Task goal: Pull out every line of the listing below where "components" appears.

— Begin —

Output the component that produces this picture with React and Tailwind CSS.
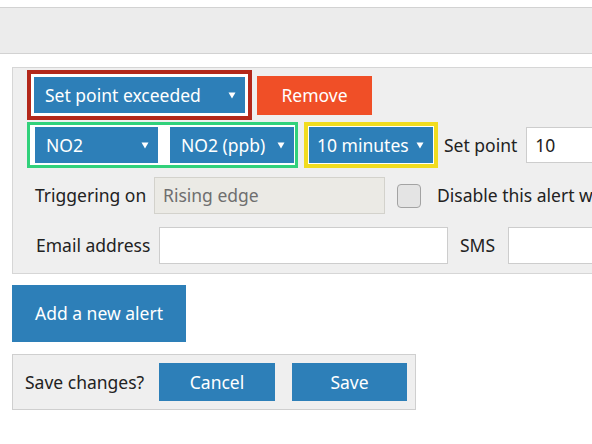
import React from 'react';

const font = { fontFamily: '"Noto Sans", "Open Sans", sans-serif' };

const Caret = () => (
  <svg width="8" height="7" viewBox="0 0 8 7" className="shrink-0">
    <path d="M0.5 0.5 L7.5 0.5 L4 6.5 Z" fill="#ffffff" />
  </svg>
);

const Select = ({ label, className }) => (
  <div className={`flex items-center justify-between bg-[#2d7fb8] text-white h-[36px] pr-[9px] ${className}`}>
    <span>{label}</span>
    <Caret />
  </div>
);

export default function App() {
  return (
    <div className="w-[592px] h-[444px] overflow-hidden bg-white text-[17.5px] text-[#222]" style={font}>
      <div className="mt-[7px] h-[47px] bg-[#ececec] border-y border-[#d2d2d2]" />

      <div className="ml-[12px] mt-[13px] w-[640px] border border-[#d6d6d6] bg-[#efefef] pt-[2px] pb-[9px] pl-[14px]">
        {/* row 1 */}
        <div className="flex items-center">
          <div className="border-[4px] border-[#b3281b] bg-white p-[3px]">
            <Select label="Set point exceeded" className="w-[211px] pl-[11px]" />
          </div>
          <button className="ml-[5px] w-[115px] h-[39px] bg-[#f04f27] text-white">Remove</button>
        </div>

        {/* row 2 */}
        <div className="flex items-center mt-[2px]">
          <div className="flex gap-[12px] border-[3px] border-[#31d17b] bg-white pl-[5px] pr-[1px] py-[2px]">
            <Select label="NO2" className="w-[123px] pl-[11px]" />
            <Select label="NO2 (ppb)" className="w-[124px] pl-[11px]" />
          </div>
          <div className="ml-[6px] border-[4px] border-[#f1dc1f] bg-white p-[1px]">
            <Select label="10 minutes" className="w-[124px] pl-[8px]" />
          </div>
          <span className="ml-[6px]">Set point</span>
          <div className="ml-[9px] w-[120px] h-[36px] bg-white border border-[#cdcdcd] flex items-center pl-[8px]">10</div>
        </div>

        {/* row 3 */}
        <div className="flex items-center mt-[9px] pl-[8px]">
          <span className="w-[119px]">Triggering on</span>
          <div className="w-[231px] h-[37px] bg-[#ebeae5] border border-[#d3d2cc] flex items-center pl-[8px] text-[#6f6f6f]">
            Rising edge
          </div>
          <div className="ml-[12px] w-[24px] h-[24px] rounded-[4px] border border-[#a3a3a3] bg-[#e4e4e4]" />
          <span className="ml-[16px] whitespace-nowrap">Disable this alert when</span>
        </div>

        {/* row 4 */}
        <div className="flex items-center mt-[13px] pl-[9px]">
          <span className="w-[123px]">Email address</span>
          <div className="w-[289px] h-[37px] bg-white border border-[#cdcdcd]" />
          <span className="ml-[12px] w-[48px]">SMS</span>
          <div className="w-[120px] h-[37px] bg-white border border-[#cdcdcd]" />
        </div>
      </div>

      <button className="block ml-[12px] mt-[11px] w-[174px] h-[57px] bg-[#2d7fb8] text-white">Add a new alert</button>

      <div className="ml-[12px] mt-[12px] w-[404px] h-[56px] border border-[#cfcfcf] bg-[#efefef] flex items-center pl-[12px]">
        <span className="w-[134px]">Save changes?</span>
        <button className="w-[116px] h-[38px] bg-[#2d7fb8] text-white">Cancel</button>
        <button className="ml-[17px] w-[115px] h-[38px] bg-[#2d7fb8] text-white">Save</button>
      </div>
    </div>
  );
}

— End —
— Begin —

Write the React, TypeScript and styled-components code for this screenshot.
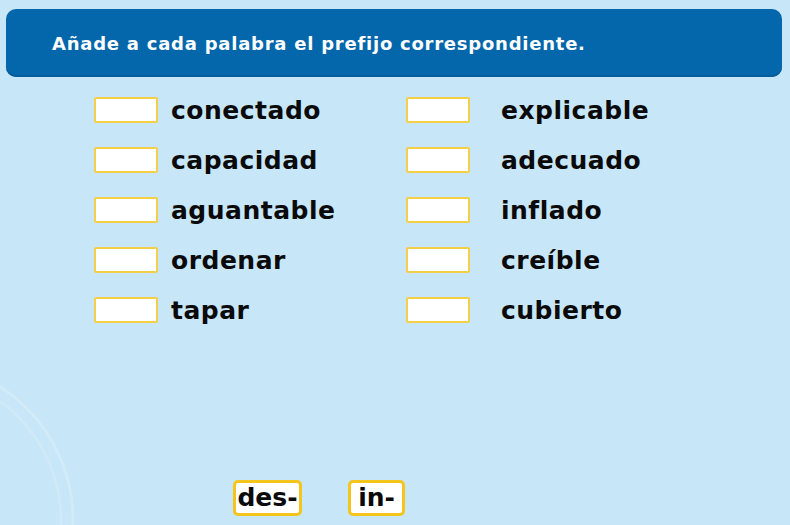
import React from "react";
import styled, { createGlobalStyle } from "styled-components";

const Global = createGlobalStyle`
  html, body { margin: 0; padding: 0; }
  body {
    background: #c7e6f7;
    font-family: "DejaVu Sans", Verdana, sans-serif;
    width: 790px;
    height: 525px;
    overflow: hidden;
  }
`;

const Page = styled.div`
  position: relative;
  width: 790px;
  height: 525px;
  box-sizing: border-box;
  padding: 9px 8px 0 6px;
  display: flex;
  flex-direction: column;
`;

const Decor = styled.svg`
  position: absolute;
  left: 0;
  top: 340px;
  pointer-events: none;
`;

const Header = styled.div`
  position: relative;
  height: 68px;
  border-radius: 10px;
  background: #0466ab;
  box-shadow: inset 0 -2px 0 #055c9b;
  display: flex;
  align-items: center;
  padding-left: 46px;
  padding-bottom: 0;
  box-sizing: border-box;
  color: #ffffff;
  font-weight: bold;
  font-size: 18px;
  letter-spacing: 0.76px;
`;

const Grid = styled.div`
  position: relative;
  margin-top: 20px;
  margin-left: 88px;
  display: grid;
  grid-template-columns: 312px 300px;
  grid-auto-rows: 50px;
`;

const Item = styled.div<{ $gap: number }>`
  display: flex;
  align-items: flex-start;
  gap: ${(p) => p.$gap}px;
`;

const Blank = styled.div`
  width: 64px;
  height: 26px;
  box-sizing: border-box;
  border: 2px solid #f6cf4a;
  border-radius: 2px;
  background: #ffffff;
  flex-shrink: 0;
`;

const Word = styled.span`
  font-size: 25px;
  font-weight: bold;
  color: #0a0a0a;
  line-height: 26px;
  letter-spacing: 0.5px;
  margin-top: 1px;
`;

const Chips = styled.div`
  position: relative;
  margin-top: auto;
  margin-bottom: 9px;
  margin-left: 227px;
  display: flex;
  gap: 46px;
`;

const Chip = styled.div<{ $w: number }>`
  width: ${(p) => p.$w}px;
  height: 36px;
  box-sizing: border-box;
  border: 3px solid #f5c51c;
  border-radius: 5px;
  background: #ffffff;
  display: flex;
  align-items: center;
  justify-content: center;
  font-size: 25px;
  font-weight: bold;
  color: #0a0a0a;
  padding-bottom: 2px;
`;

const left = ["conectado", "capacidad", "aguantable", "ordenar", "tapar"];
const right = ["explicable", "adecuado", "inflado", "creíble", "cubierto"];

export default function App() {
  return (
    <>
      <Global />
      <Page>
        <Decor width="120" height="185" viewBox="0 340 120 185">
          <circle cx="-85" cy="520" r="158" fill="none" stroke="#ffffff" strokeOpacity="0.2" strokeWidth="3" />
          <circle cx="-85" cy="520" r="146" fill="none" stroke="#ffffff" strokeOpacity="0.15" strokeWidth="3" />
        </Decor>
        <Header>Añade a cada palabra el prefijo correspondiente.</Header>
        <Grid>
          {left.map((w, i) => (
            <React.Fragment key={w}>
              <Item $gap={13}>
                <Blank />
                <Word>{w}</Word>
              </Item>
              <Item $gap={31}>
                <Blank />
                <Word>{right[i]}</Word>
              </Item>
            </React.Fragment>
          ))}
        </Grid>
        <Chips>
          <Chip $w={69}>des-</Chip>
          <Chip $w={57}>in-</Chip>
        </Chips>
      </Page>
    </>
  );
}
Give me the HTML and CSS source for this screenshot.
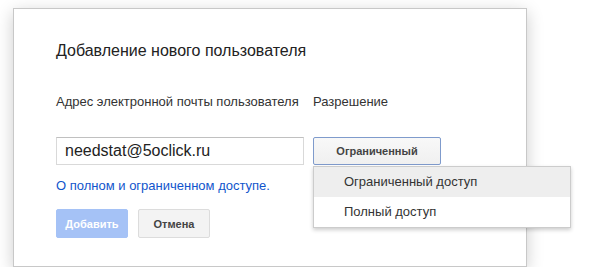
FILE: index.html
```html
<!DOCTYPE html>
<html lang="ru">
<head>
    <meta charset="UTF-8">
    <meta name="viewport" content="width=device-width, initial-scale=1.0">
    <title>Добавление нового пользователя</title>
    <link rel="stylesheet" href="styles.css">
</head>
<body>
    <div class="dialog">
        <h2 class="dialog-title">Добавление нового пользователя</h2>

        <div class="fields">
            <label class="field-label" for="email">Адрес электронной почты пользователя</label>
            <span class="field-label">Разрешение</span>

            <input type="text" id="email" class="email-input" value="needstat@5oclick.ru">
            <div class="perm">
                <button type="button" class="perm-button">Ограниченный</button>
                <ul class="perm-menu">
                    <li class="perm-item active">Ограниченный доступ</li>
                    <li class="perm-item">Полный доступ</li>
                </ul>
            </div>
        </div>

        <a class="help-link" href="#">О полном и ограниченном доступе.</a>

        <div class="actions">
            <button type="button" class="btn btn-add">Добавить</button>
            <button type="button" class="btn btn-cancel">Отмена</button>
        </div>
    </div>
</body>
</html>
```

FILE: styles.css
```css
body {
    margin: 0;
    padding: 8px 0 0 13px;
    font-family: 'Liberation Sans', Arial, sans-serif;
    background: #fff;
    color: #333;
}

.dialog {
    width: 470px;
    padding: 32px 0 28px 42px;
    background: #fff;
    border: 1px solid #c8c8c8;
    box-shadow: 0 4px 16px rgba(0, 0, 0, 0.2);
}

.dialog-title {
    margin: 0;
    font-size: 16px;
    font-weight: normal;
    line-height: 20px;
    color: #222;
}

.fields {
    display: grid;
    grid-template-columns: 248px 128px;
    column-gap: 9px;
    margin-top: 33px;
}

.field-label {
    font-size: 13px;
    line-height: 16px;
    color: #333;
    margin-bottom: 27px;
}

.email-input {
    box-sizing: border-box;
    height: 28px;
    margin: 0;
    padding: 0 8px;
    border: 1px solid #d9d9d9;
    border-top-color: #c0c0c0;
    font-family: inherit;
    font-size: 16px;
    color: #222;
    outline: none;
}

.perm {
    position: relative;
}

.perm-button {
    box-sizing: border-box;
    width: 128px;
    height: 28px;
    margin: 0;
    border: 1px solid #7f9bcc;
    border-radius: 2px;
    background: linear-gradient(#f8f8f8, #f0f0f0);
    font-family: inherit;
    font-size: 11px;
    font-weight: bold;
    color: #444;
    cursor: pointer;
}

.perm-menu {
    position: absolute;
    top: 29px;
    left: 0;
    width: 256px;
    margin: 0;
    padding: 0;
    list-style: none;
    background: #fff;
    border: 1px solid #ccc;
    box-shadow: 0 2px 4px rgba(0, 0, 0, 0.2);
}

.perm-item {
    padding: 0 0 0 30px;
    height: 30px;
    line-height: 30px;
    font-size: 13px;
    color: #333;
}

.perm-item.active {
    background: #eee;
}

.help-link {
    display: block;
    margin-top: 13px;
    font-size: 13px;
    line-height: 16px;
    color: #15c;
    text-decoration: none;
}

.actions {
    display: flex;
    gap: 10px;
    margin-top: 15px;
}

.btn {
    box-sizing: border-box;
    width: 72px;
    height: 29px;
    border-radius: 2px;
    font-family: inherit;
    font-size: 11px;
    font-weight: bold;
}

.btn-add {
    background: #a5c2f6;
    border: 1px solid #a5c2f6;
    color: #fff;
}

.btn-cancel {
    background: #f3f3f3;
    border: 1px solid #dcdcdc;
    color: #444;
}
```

— End —
— Begin —

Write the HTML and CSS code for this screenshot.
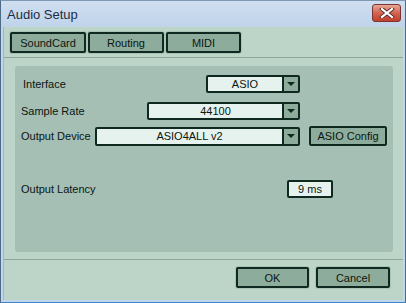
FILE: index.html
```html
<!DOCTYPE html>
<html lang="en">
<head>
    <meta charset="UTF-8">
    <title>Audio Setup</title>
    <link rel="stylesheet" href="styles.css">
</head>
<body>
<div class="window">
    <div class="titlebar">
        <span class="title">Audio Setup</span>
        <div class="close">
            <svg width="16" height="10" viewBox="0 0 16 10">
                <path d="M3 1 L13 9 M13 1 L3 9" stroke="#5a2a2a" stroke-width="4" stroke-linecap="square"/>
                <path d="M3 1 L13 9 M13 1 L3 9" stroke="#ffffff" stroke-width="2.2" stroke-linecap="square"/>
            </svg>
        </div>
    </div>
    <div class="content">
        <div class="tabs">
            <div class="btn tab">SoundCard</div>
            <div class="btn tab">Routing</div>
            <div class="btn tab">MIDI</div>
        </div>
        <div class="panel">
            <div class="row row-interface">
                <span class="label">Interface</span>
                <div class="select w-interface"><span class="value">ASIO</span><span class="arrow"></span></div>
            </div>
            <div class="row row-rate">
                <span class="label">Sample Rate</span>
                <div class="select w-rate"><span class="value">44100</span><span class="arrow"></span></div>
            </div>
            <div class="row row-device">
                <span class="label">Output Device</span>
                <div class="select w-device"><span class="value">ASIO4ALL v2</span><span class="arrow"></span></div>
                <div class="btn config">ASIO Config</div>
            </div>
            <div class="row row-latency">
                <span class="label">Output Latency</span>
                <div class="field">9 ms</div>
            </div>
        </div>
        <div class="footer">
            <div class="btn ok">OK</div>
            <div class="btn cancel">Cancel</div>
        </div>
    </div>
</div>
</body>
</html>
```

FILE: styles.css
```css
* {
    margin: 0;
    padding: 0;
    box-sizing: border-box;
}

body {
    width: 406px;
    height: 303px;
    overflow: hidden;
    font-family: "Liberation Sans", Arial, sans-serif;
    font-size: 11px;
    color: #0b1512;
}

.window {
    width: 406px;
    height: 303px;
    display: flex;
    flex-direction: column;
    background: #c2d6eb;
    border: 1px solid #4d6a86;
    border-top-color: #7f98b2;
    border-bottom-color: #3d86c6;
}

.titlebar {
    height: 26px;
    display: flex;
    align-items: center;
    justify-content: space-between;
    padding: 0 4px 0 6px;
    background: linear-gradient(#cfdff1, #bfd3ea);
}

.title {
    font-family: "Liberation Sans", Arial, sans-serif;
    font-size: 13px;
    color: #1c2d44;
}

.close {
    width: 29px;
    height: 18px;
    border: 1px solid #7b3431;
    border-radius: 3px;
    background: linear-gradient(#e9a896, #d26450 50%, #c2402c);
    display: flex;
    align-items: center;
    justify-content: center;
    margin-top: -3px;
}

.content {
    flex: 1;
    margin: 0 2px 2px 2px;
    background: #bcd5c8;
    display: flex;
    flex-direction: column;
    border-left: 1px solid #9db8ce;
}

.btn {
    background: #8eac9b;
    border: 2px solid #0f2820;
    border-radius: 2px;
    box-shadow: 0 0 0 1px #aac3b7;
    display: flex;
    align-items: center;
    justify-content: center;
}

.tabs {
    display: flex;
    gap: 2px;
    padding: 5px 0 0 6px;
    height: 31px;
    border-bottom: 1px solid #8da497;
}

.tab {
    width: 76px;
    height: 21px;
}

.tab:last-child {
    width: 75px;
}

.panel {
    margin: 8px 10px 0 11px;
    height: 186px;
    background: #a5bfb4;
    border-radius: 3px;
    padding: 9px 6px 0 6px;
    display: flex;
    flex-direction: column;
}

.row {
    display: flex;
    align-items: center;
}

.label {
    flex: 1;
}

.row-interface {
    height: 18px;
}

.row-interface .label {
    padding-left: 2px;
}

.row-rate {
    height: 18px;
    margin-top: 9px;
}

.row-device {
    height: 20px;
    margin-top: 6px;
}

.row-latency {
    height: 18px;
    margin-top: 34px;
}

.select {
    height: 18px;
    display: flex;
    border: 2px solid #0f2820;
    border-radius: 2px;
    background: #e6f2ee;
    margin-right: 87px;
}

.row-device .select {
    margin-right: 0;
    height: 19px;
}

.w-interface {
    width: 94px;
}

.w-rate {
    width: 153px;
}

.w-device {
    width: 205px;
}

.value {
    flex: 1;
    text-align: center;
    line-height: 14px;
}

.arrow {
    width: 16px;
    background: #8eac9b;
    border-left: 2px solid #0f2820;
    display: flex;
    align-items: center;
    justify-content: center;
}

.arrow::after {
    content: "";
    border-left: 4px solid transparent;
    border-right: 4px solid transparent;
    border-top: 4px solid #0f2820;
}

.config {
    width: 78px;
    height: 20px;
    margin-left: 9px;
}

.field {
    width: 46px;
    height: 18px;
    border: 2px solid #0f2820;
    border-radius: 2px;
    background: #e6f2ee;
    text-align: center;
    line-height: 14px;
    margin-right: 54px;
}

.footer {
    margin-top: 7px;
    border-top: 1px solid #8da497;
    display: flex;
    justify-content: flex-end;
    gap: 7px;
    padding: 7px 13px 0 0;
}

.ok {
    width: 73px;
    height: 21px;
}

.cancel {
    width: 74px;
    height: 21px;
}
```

— End —

Result:
Write the React, TypeScript and styled-components code for this screenshot.
import styled, { createGlobalStyle } from "styled-components";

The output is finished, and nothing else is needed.